The current generation of star cellists doesn’t shy away from the du Pré effect. For instance, Clein calls the first generation after du Pré “a creative burst, a cello population explosion, with them, in turn, becoming great teachers themselves as well as players.” She feels that this is how du Pré’s legacy is being carried on.
Cohen believes that du Pré’s legacy lies in the extraordinary emotional energy she transmitted to her audience. “Even now,” he says, “people talk to me in words of extraordinary elation about the unforgettable experience of hearing her play, perhaps even 30 years ago. This is how Jackie’s legacy really lives on, and in the musicians who are inspired by her playing. ”
For Karttunen, neither the instrument, the technique, nor the particular music du Pré played sum up her tale: “The point was that she told a story of her life with everything she did with the cello and laid it out in front of us in total sincerity,” he says. “There are only a few artists every century for which everything around them becomes material for their own story. I think music and the cello were the perfect, and only, ways she had of truly expressing herself.”
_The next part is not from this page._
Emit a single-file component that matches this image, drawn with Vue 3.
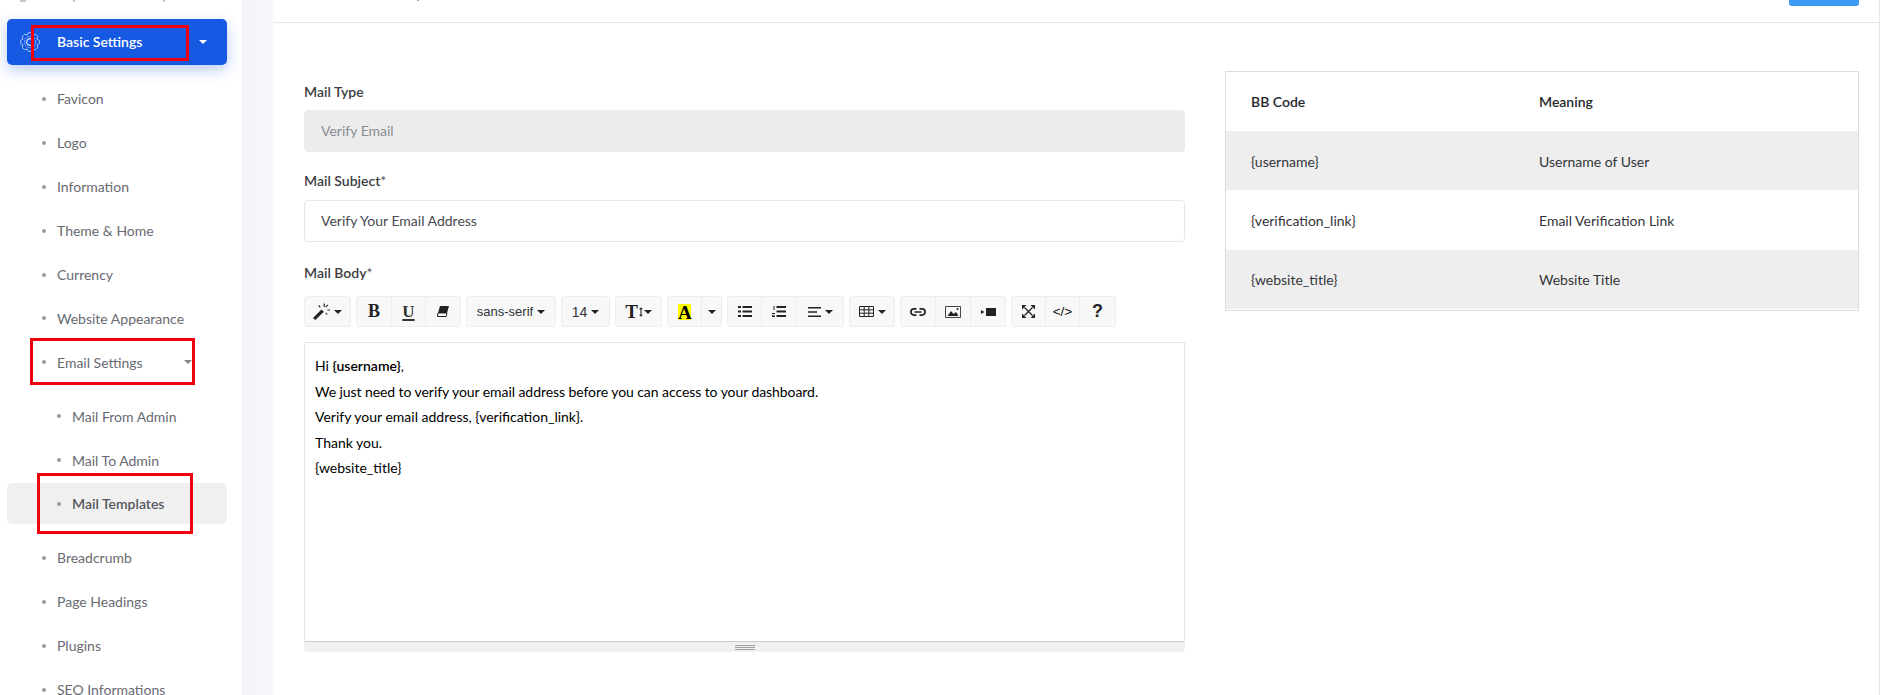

What Jacqueline du Pre Played
Jacqueline du Pré played several instruments in her youth, including an early 1673 Stradivari (more on that in a moment), a Guarneri, a Ruggieri, and a Tecchler. When du Pré was 16, her godmother Ismena Holland purchased, for $90,000, the 1712 “Davidoff” (or “Davydov”) Stradivari. It is almost identical to the “Duport” Strad, built on Strad’s highly coveted B Form. Most of du Pré’s recordings from 1965–68 reportedly were made on the Davidoff. She eventually became disillusioned with the instrument, which she said was overly sensitive to weather changes, and switched to a 1970 Peresson that was a gift from Barenboim. Du Pré’s 1970 Peresson cello is on loan to cellist Kyril Zlotnikov of the Jerusalem Quartet.
In 1988, the Vuitton Foundation purchased the Davidoff cello for just over £1 million and made it available on loan to Yo-Yo Ma, who still uses it today as one of his two main instruments. In an interview with du Pré biographer Elizabeth Wilson, Yo-Yo Ma said: “Jackie’s unbridled dark qualities went against the ‘Davydov.’ You have to coax the instrument. The more you attack it, the less it returns.”
In 1984, Lynn Harrell purchased the aforementioned 1673 Strad cello. In 2004, he left the instrument in a New York City taxi. The cab driver, Mohamed Ibrahim, returned the cello unharmed. Two years later, it was sold to Russian cellist Nina Kotova, who now owns it (though Harrell reportedly has taken legal steps to rename the instrument the “du Pré” Stradivari).